Mr. Sherrill's smile I was to see many times because I also worked for him during the war. His frown I was to see a lot too. When he was displeased he would lower the brow of his right eye and just stand looking at you. He was always smoking as he climbed the steps to the sewing room (they called it) We would privately sing the song, Just gotta have another cigarette ... After he retired Sam Thomas was the super in the sewing room. He and his family lived on Merriman Road and his wife Emmith was my friend. The last I heard from her they lived in North Carolina and she was teaching school.
Some of the officals that I remember are J. Frank Wilson. He and his wife had one daughter, Fran, whom I saw in church. She wore a white fur coat and cap. Mr. Ripple came after Wilson, privately called Rip. About the only time I saw him was at the Fieldale Methodist Church. He would be with his wife and little girl Jo Ann. Later there was Mr. Purcell who lived on Dogwood Lane and Dave Simmons who lived on Route 609 near Merriman Road.
Rev. Bouldin was the Methodist preacher known for his walking to visit people all over the county and Fieldale. The Baptist preacher was Rev Sootes.
Back in the Sewing Room there was George Merriman, second shift boss, who chewed tobacco and spit a lot. He could really keep those machines going though. Anna his wife wrapped towels, Mary Copeland and Miss Bertia Hundley are some I remember who inspected. As the towels came up into the sewing room on the giant conveyer belt it was a man's job to cut the lengths and send they to the machines to be hemmed, then inspected, folded, tied in bundles of twelve, and wrapped. Mr William Merriman was the Super in the packing room and lived across the road from me. He was as steady as a rock and he drove a black Buick. His sister Mrs. Wilkerson wrapped towels along with six others, the ones I remember are Lucy Shelton Virginia Carmichael and Doris Stegall. They were all small people but could make those towels fly from the holding cart to the finished cart where they were taken down to the packing room on the elevator. There they were loaded on to a railroad side car for places unknown - with William Merriman supervising.

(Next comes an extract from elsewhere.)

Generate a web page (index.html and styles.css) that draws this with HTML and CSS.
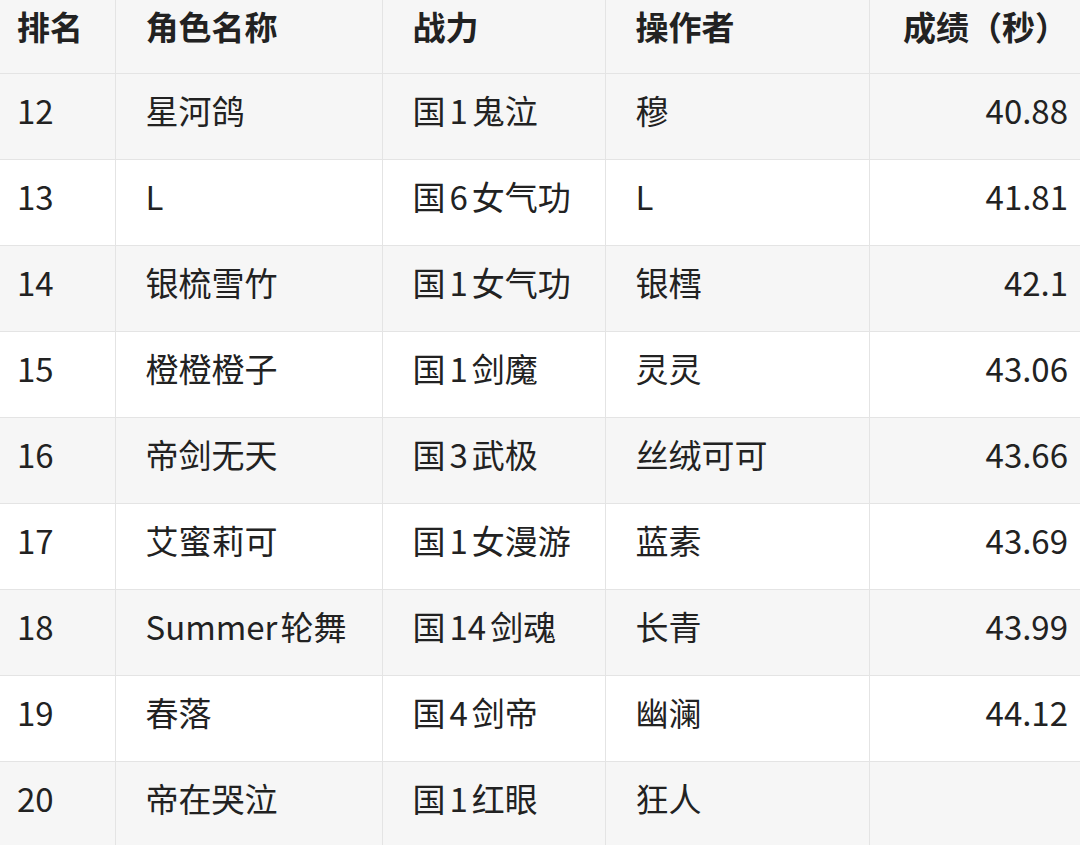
FILE: index.html
```html
<!DOCTYPE html>
<html lang="zh-CN">
<head>
<meta charset="utf-8">
<title>排名</title>
<link rel="stylesheet" href="styles.css">
</head>
<body>
<table class="rank">
  <colgroup>
    <col class="c1"><col class="c2"><col class="c3"><col class="c4"><col class="c5">
  </colgroup>
  <thead>
    <tr><th>排名</th><th>角色名称</th><th>战力</th><th>操作者</th><th class="num">成绩（秒）</th></tr>
  </thead>
  <tbody>
    <tr><td>12</td><td>星河鸽</td><td>国<span class="lat">1</span>鬼泣</td><td>穆</td><td class="num">40.88</td></tr>
    <tr><td>13</td><td>L</td><td>国<span class="lat">6</span>女气功</td><td>L</td><td class="num">41.81</td></tr>
    <tr><td>14</td><td>银梳雪竹</td><td>国<span class="lat">1</span>女气功</td><td>银樰</td><td class="num">42.1</td></tr>
    <tr><td>15</td><td>橙橙橙子</td><td>国<span class="lat">1</span>剑魔</td><td>灵灵</td><td class="num">43.06</td></tr>
    <tr><td>16</td><td>帝剑无天</td><td>国<span class="lat">3</span>武极</td><td>丝绒可可</td><td class="num">43.66</td></tr>
    <tr><td>17</td><td>艾蜜莉可</td><td>国<span class="lat">1</span>女漫游</td><td>蓝素</td><td class="num">43.69</td></tr>
    <tr><td>18</td><td>Summer<span class="gap"></span>轮舞</td><td>国<span class="lat">14</span>剑魂</td><td>长青</td><td class="num">43.99</td></tr>
    <tr><td>19</td><td>春落</td><td>国<span class="lat">4</span>剑帝</td><td>幽澜</td><td class="num">44.12</td></tr>
    <tr><td>20</td><td>帝在哭泣</td><td>国<span class="lat">1</span>红眼</td><td>狂人</td><td class="num"></td></tr>
  </tbody>
</table>
</body>
</html>
```
FILE: styles.css
```css
html, body {
  margin: 0;
  padding: 0;
  background: #ffffff;
  overflow: hidden;
}

.rank {
  width: 1080px;
  border-collapse: collapse;
  table-layout: fixed;
  font-family: "Noto Sans CJK SC", "Noto Sans", sans-serif;
  font-size: 33px;
  color: #222222;
}

.c1 { width: 115px; }
.c2 { width: 267px; }
.c3 { width: 223px; }
.c4 { width: 264px; }
.c5 { width: 211px; }

.rank th,
.rank td {
  border: 1px solid #e4e4e4;
  padding: 0 30px;
  text-align: left;
  white-space: nowrap;
  vertical-align: middle;
}

.rank tr > :first-child {
  border-left: none;
  padding-left: 17px;
}

.rank tr > :last-child {
  border-right: none;
  padding-right: 12px;
}

.rank th {
  height: 52px;
  padding-bottom: 21px;
  font-weight: 700;
  background: #f6f6f6;
  border-top: none;
}

.rank td {
  height: 71px;
  padding-bottom: 14px;
  line-height: 40px;
}

.rank tbody tr:nth-child(odd) td {
  background: #f6f6f6;
}

.rank .num {
  text-align: right;
}

.lat {
  margin: 0 4px;
}

.gap {
  display: inline-block;
  width: 3px;
}
```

Can't forget Bill Hylton and his Dope Wagon. It was war time and he still had drinks, cookies, sandwiches. Seems like they used scrip tokens for money. Not sure ... some candy when he could get it. The Dope Wagon was owned by B. I. Atkins. Drinks and junk food. Everyone loved Bill.
Gertie Shaw - I think of her often about how she could keep the embroidery machine going full blast and tell a off-colored joke at the same time. She had the cruelest laugh you ever heard. She was a small person. Her husband sold furniture for Troxler's in Martinsville.

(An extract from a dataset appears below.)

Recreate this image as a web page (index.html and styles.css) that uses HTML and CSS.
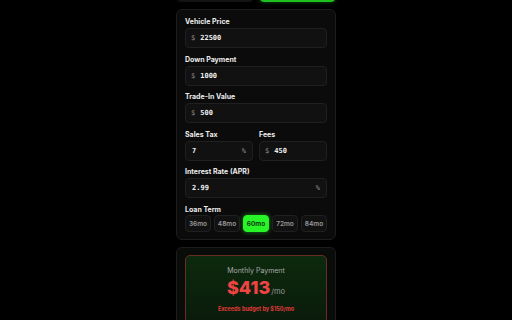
FILE: index.html
```html
<!DOCTYPE html>
<html>
<head>
<meta charset="utf-8">
<link rel="stylesheet" href="styles.css">
</head>
<body>
<div class="wrap">
  <div class="tabs">
    <div class="tab"></div>
    <div class="tab tab-active"></div>
  </div>
  <div class="card">
    <div class="field">
      <div class="label">Vehicle Price</div>
      <div class="input"><span class="pre">$</span><span class="val">22500</span></div>
    </div>
    <div class="field">
      <div class="label">Down Payment</div>
      <div class="input"><span class="pre">$</span><span class="val">1000</span></div>
    </div>
    <div class="field">
      <div class="label">Trade-In Value</div>
      <div class="input"><span class="pre">$</span><span class="val">500</span></div>
    </div>
    <div class="row">
      <div class="field">
        <div class="label">Sales Tax</div>
        <div class="input"><span class="val grow">7</span><span class="suf">%</span></div>
      </div>
      <div class="field">
        <div class="label">Fees</div>
        <div class="input"><span class="pre">$</span><span class="val">450</span></div>
      </div>
    </div>
    <div class="field">
      <div class="label">Interest Rate (APR)</div>
      <div class="input"><span class="val grow">2.99</span><span class="suf">%</span></div>
    </div>
    <div class="field last">
      <div class="label term-label">Loan Term</div>
      <div class="terms">
        <div class="term">36mo</div>
        <div class="term">48mo</div>
        <div class="term active">60mo</div>
        <div class="term">72mo</div>
        <div class="term">84mo</div>
      </div>
    </div>
  </div>
  <div class="card card2">
    <div class="result">
      <div class="r-title">Monthly Payment</div>
      <div class="r-amount"><span class="big">$413</span><span class="per">/mo</span></div>
      <div class="r-warn">Exceeds budget by $150/mo</div>
    </div>
  </div>
</div>
</body>
</html>
```
FILE: styles.css
```css
html, body {
  margin: 0;
  padding: 0;
  background: #000;
  height: 100%;
  overflow: hidden;
}
body {
  font-family: Inter, "Liberation Sans", sans-serif;
}
.wrap {
  width: 160px;
  margin: 0 auto;
}
.tabs {
  display: flex;
  gap: 7px;
  height: 20px;
  margin-top: -18px;
  margin-bottom: 7px;
  padding: 0 1px;
}
.tab {
  flex: 1;
  background: #131313;
  border-radius: 0 0 4px 4px;
}
.tab-active {
  background: #1fbf1f;
  box-shadow: 0 0 4px rgba(40, 255, 40, 0.35);
}
.card {
  background: #0b0b0b;
  border: 1px solid #1d1d1d;
  border-radius: 6px;
  padding: 7px 8px 7px;
}
.field {
  display: flex;
  flex-direction: column;
  margin-bottom: 6.5px;
  flex: 1;
  min-width: 0;
}
.field.last { margin-bottom: 0; }
.label {
  color: #ececec;
  font-size: 7px;
  font-weight: 700;
  line-height: 9px;
  margin-bottom: 2px;
}
.term-label { margin-bottom: 1.5px; }
.input {
  height: 20px;
  box-sizing: border-box;
  background: #111;
  border: 1px solid #202020;
  border-radius: 4px;
  display: flex;
  align-items: center;
  padding: 0 6px 0 5px;
  font-family: "DejaVu Sans Mono", "Liberation Mono", monospace;
  font-size: 7px;
}
.pre {
  color: #8a8a8a;
  margin-right: 5px;
}
.suf {
  color: #8a8a8a;
}
.val {
  color: #f2f2f2;
  font-weight: 700;
}
.val.grow { flex: 1; padding-left: 1px; }
.row {
  display: flex;
  gap: 6px;
}
.terms {
  display: flex;
  gap: 3px;
}
.term {
  flex: 1;
  height: 17px;
  box-sizing: border-box;
  background: #111;
  border: 1px solid #202020;
  border-radius: 4px;
  color: #9a9a9a;
  font-size: 6.5px;
  font-weight: 600;
  display: flex;
  align-items: center;
  justify-content: center;
}
.term.active {
  background: #27f527;
  border-color: #27f527;
  color: #0d2a0d;
  box-shadow: 0 0 5px rgba(40, 255, 40, 0.5);
}
.card2 {
  margin-top: 7px;
  padding-bottom: 20px;
  background: #0a0c0a;
}
.result {
  border: 1px solid #6a2d22;
  border-radius: 5px;
  background: linear-gradient(180deg, #0c2a0d 0%, #0b1a0b 100%);
  padding: 10px 0 9px;
  text-align: center;
}
.r-title {
  color: #a8a8a8;
  font-size: 7px;
  line-height: 10px;
}
.r-amount {
  line-height: 22px;
  margin-top: 1px;
}
.big {
  color: #f04444;
  font-size: 18px;
  font-weight: 800;
}
.per {
  color: #9a9a9a;
  font-size: 7.5px;
  margin-left: 1px;
}
.r-warn {
  color: #e03a3a;
  font-size: 5.5px;
  font-weight: 700;
  line-height: 10px;
  margin-top: 1px;
}
```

Kizzi Kelly was the hardest worker I saw while I worked. And Clara Tipton could inspect towels and fold them so fast she made the air around her cooler.
My job was a pie job. I inspected towels in the second corner. It was during the war now so we got a lot of over time which put me in the $18 per week bracket. I'd work for less because you know the war needed workers. My sister Hazel worked in what we called Huck. These were dish towels. She could see me across the room and make a sign – straighten your back! You look humped shouldered. I'd do as she said – for a while. Hazel worked at the mill over 30 years. Mary Francis Shaw the girl that tied the bundles was the best dresser and she was a good model too. I remember Gertrude Fulcher who's dresses were made from Dan River material checks, plaids ,solids you name it. She and her husband raised chickens and sold eggs on the side. Fannie Hundley raised peacocks on the side. Fannie always wanted to adopt my youngest daughter. So many nice people I loved. Never told them though; you know how it is. And I remember Ruby Perdue who is in the Nursing Home now. Years after, we were seniors, I went with Ruby on a bus trip to the Virginia State Fair. On the bus with us was Mr. Garrett who had dyed his hair red. We picked at him all the way with red headed jokes.
Mrs. Davis taught me to smock a dress during our lunch hour. We ate our sandwiches and did needle work. At that time she was the sweetest lady I knew outside my family. Her daughter and I were in school together and are still friends.
Then I met Cordie Simons after I quit work. She lived close to me. Her husband Dave was the supervisor at this time, they had four children. Her children and mine went to school together. About the only thing she did that I didn't was play bridge. Sometimes we would take off to Rocky Mount and buy material. We did a lot of sewing back then. She would drive all the way to George's Super market on the other side of Martinsville to buy bananas when they were 10 cents a pound cheaper than other stores - my, how we did love our cars. She was the smartest, most down to earth person in my acquaintance. She like most of the others are gone now but their names and places in our hearts are remembered by the few that are left.